Espero que algún día cambien, aunque espero que no pase como con toda la ciudad. He visto desaparecer toda la huerta y está claro que para que llegue la modernidad, para que la gente tenga más oportunidades y pueda dedicarse a lo que verdaderamente quiere, es necesario un cambio, pero creo que no hacía falta arrasar con todo como ha sucedido».
«En toda mi obra hay niños. Los hay en Gitanos, en Infrarrojos o en La ciudad y sus gentes y son los protagonistas en otras series como Plaza de San Esteban. Ahora esto sería impensable. Hoy en día apenas hay niños en la calle. Antes todo el mundo en la calle sentía que les teníamos que proteger, y era tan impensable que les fuera a pasar algo, que crecían allí. Yo siempre les pedía permiso a los padres para las fotos, igual que hacía con los adultos. En mi fotografía la conversación previa es una parte esencial. Bueno, y también la posterior, porque en una infinidad de casos me comprometía a llevarles una copia. Y vaya si se la llevaba».

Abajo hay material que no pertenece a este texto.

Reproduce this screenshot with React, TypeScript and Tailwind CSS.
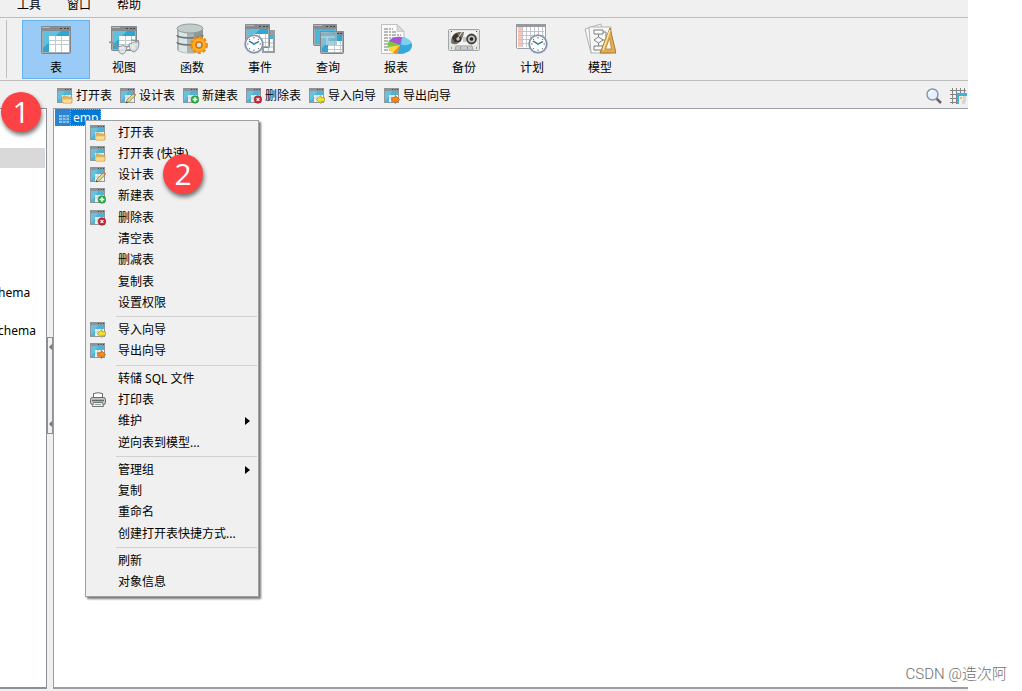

«La fotografía que se hace hoy en día es efímera. Mi nieta me enseña alguna foto que ha hecho con su móvil y yo le pregunto que cuándo la va a revelar, pero no le interesa. Tampoco la vuelve a mirar. Yo sigo viendo la fotografía de la misma manera y eso incluye sacar copias. Las últimas que he hecho han sido en la Plaza Redonda de Valencia, hace unos días, en color, aunque luego las paso a blanco y negro porque sólo entiendo la fotografía así. Y ya tengo bastantes a color, pero no las aprecio así. Cuando ya no esté [mira sus cuatro estanterías repletas de negativos] mis hijos decidirán qué hacer con todo esto».